The movie’s conceit is that he’s the least physically attractive of the three but projects the most emotional maturity, to lure you in. The real Alcala was the most attractive of the three and played the same game of horny answers everyone else was playing. In the movie, contestant Sheryl Bradshaw finds the show’s questions inane and starts ad-libbing, because she has her own aspirations as an actress. The real Bradshaw just asked the questions she was given. The movie changes the spelling of her name from “Cheryl” to “Sheryl,” further marking this as a fictionalized portrayal. We don’t know much about the real Bradshaw, other than that she was still alive in 2012 and has since died.  

AGC Studios

The only similarity with the real Bradshaw is the identical smile.

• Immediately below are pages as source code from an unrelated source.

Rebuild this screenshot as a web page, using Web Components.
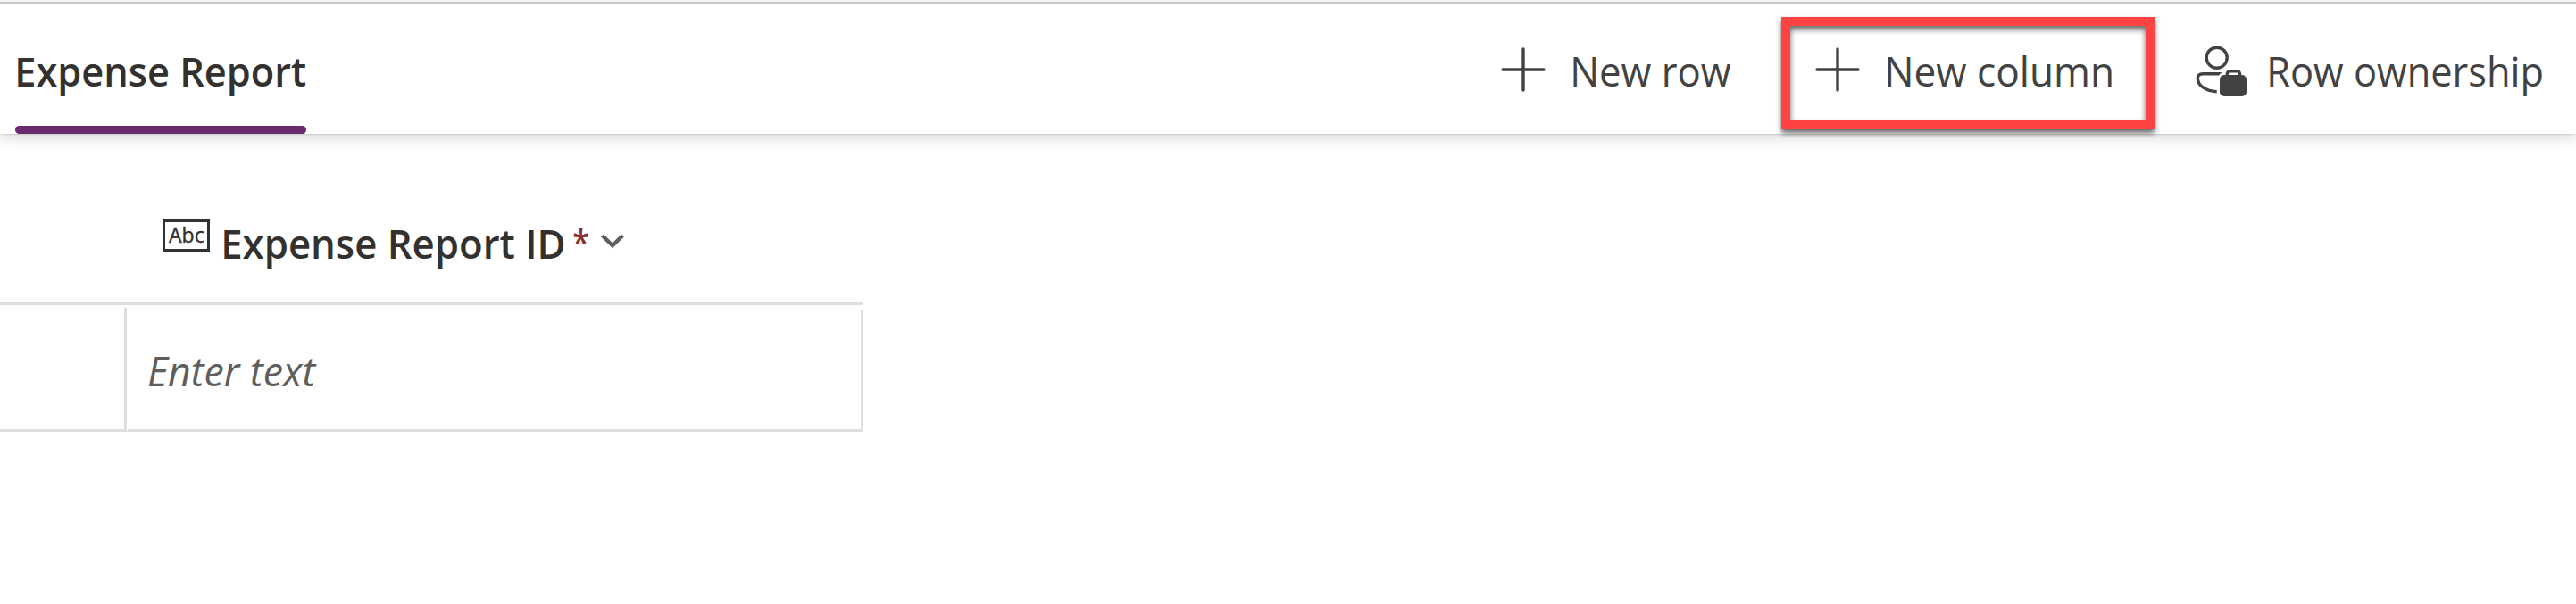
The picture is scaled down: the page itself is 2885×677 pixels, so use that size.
<!DOCTYPE html>
<html lang="en">
<head>
<meta charset="utf-8">
<title>Expense Report</title>
<style>
html,body{margin:0;background:#fff;overflow:hidden}
body{font:400 46px/64px "Open Sans","Noto Sans",sans-serif;color:#424242}
</style>
</head>
<body>
<expense-page></expense-page>
<script>
const ctx = document.createElement('canvas').getContext('2d');

// A single line label whose glyphs fill exactly the given width.
class FitLabel extends HTMLElement {
  constructor() {
    super();
    this.attachShadow({mode:'open'}).innerHTML = `<style>
      :host{display:block;flex:none;white-space:pre}
      span{display:inline-block;transform-origin:0 0;vertical-align:top}
    </style><span><slot></slot></span>`;
  }
  connectedCallback() {
    const s = getComputedStyle(this), w = +this.getAttribute('w');
    ctx.font = `${s.fontStyle} ${s.fontWeight} ${s.fontSize} ${s.fontFamily}`;
    const m = ctx.measureText(this.textContent);
    const k = w / (m.actualBoundingBoxLeft + m.actualBoundingBoxRight);
    this.style.width = w + 'px';
    this.shadowRoot.querySelector('span').style.transform =
      `translateX(${m.actualBoundingBoxLeft * k}px) scaleX(${k})`;
  }
}
customElements.define('fit-label', FitLabel);

const ICONS = {
  add: `<svg width="50" height="50" viewBox="0 0 50 50"><path d="M25 2v46M2 25h46" fill="none" stroke="#424242" stroke-width="3.4" stroke-linecap="round"/></svg>`,
  owner: `<svg width="58" height="58" viewBox="0 0 58 58"><g fill="none" stroke="#424242" stroke-width="3.4"><circle cx="23.7" cy="12.7" r="11.5"/><path d="M23.7 50.7C11 50.3 2.3 43.5 2.3 35.7C2.3 32 4.6 30.7 8.2 30.7H25.2"/><path d="M35.3 34v-3.2a3 3 0 0 1 3-3h8.2a3 3 0 0 1 3 3V34"/></g><path d="M24.6 29h5.6q-2.4 1-4.2 3.4h-1.4z" fill="#424242"/><rect x="27" y="32" width="30" height="24" rx="5" fill="#424242"/></svg>`,
  chevron: `<svg width="26" height="18" viewBox="0 0 26 18"><path d="M1.6 2L13 13.2L24.4 2" fill="none" stroke="#605e5c" stroke-width="4.4"/></svg>`
};
class UiIcon extends HTMLElement {
  connectedCallback() {
    if (this.shadowRoot) return;
    this.attachShadow({mode:'open'}).innerHTML =
      `<style>:host{display:block;flex:none}svg{display:block}</style>${ICONS[this.getAttribute('name')]}`;
  }
}
customElements.define('ui-icon', UiIcon);

class CommandButton extends HTMLElement {
  constructor() {
    super();
    this.attachShadow({mode:'open'}).innerHTML = `<style>
      :host{display:flex;flex:none;align-items:flex-start;gap:var(--gap,31px)}
      ::slotted(ui-icon){margin-top:6px}
      ::slotted([name=owner]){margin-top:5px}
    </style><slot name="icon"></slot><slot></slot>`;
  }
}
customElements.define('command-button', CommandButton);

class CommandBar extends HTMLElement {
  constructor() {
    super();
    this.attachShadow({mode:'open'}).innerHTML = `<style>
      :host{display:flex;box-sizing:border-box;height:150px;border-top:2px solid #f3f3f3;background:#fff;
        box-shadow:0 0 2px rgba(0,0,0,.25),0 4px 14px rgba(0,0,0,.16);position:relative;clip-path:inset(0 0 -30px 0)}
      .bar{display:flex;flex:1;border-top:3px solid #cbc9c8;padding-left:17px}
      .tab{display:flex;flex-direction:column;justify-content:space-between;width:326px;color:#323130;font-weight:600}
      .tab fit-label{margin:42px 0 0 3px}
      .line{height:9px;border-radius:4.5px;background:#692a6f}
      .commands{display:flex;margin:42px 0 0 1338px;align-items:flex-start}
      .new-column{position:relative;margin-left:94px}
      .mark{position:absolute;left:-38px;top:-28px;width:398px;height:106px;border:10px solid #ff4343;
        box-shadow:0 4px 6px rgba(0,0,0,.6),inset 0 4px 6px rgba(0,0,0,.6)}
      .owner{margin-left:94px;--gap:25px}
    </style>
    <div class="bar">
      <div class="tab"><fit-label w="322">Expense Report</fit-label><div class="line"></div></div>
      <div class="commands">
        <command-button><ui-icon slot="icon" name="add"></ui-icon><fit-label w="177">New row</fit-label></command-button>
        <command-button class="new-column"><ui-icon slot="icon" name="add"></ui-icon><fit-label w="251">New column</fit-label><div class="mark"></div></command-button>
        <command-button class="owner"><ui-icon slot="icon" name="owner"></ui-icon><fit-label w="305">Row ownership</fit-label></command-button>
      </div>
    </div>`;
  }
}
customElements.define('command-bar', CommandBar);

class ColumnHeader extends HTMLElement {
  constructor() {
    super();
    this.attachShadow({mode:'open'}).innerHTML = `<style>
      :host{display:flex;align-items:flex-start;height:189px;padding-left:182px;color:#323130;box-sizing:border-box}
      .type{box-sizing:border-box;width:52.5px;height:36px;margin-top:96px;border:3px solid #323130;padding-left:4px;font-size:23.5px;line-height:28px;-webkit-text-stroke:.4px #323130}
      .name{margin:90px 0 0 16.5px;font-weight:600}
      .required{margin:89px 0 0 10.5px;color:#8e2b2b;font-size:40px;font-weight:600}
      ui-icon{margin:112px 0 0 14.5px}
    </style>
    <div class="type"><fit-label w="39.5">Abc</fit-label></div>
    <fit-label class="name" w="380">Expense Report ID</fit-label>
    <fit-label class="required" w="17">*</fit-label>
    <ui-icon name="chevron"></ui-icon>`;
  }
}
customElements.define('column-header', ColumnHeader);

class DataRow extends HTMLElement {
  constructor() {
    super();
    this.attachShadow({mode:'open'}).innerHTML = `<style>
      :host{display:flex;box-sizing:border-box;width:967px;height:145px;border-top:3px solid #dedede;padding-top:3px}
      .lead{box-sizing:border-box;width:142px;border:solid #dedede;border-width:0 3px 3px 0}
      .cell{box-sizing:border-box;flex:1;border:solid #dedede;border-width:3px 3px 3px 1px;border-top-color:#fff;border-left-color:#fff;padding:35px 0 0 23px;font-style:italic;color:#605e5c}
    </style><div class="lead"></div><div class="cell"><fit-label w="189">Enter text</fit-label></div>`;
  }
}
customElements.define('data-row', DataRow);

class ExpensePage extends HTMLElement {
  constructor() {
    super();
    this.attachShadow({mode:'open'}).innerHTML = `<style>
      :host{display:flex;flex-direction:column;width:2885px;height:677px;overflow:hidden}
      command-bar,column-header,data-row{flex:none}
    </style><command-bar></command-bar><column-header></column-header><data-row></data-row>`;
  }
}
customElements.define('expense-page', ExpensePage);
</script>
</body>
</html>
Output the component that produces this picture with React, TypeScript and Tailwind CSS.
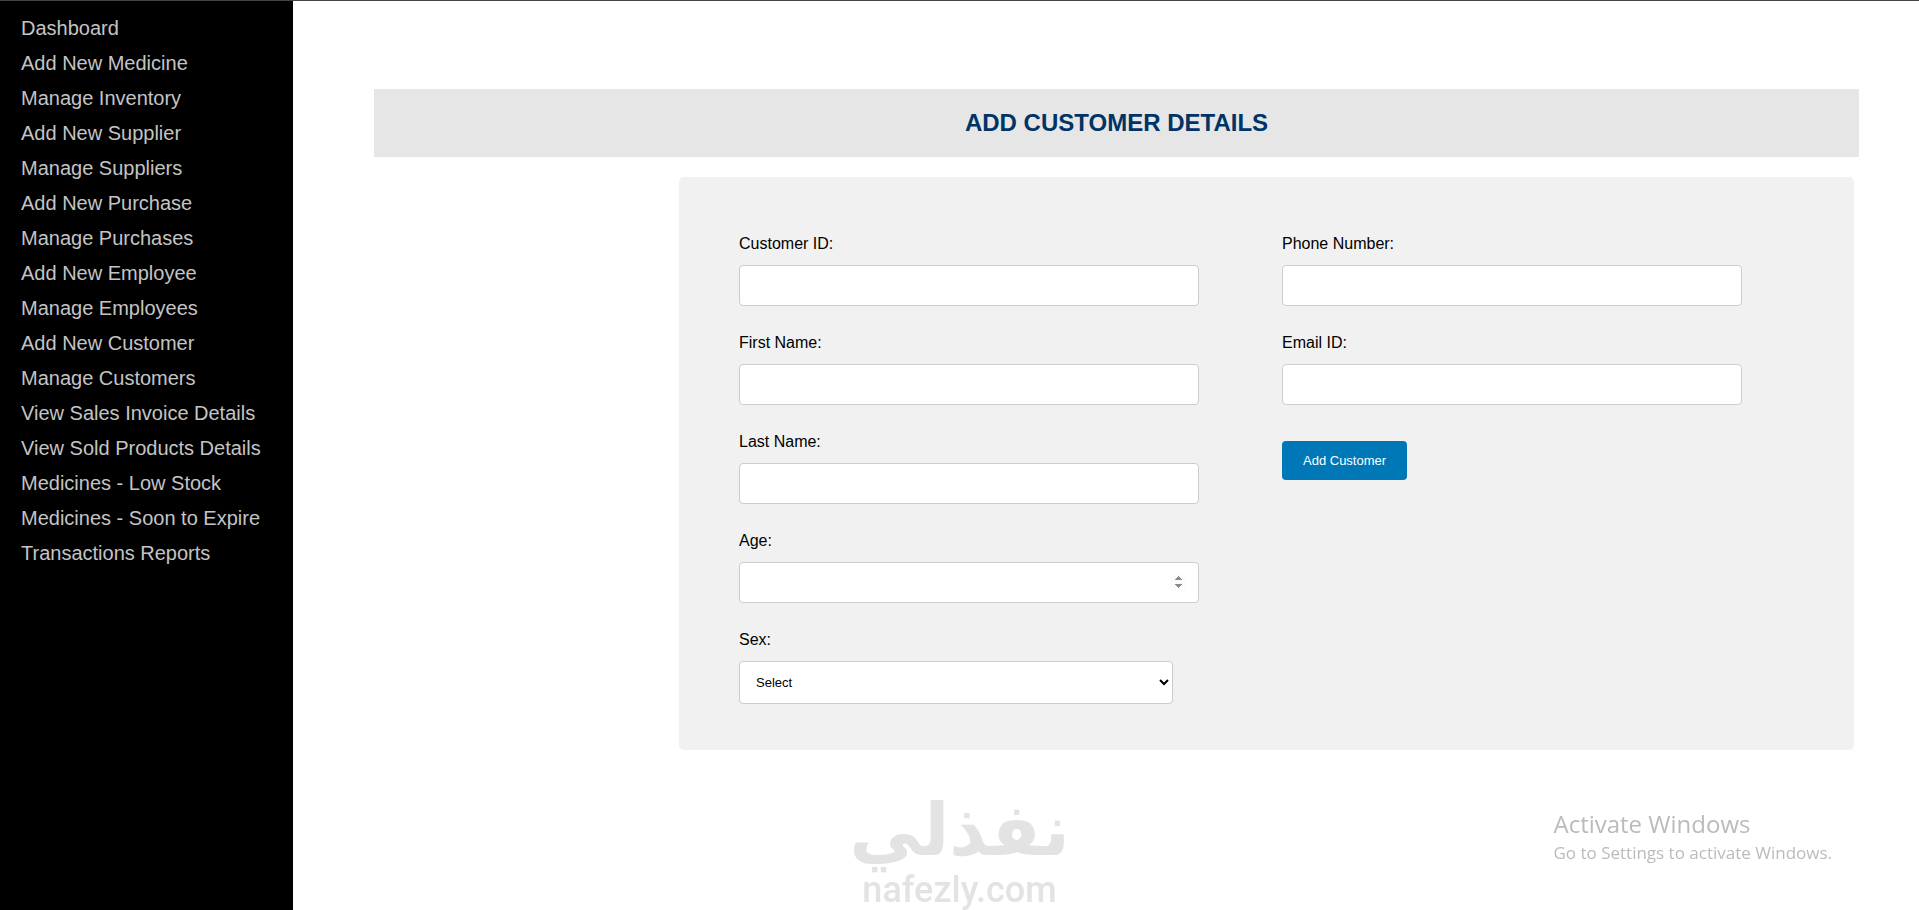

Besides Sheryl wanting to take control of the show, the bachelors fighting among themselves and Alcala killing women in a different timeline, the movie has another subplot. One of the spectators in the studio audience recognizes Alcala from a previous attack. She tries unsuccessfully now to report him. Had some previous survivor of an Alcala attack really been present during that taping, that would have been one hell of a coincidence, but no. In real life, other people tried to report him, and this character represents them, but none happened to be right in the room that day. 

Still, this movie might be an example of when it’s fine to make some stuff up to turn real events into a story. Here, they didn’t have an obligation to do the game show segment exactly as it originally played out. If you want to see that, you don’t need a movie. The original footage is right there.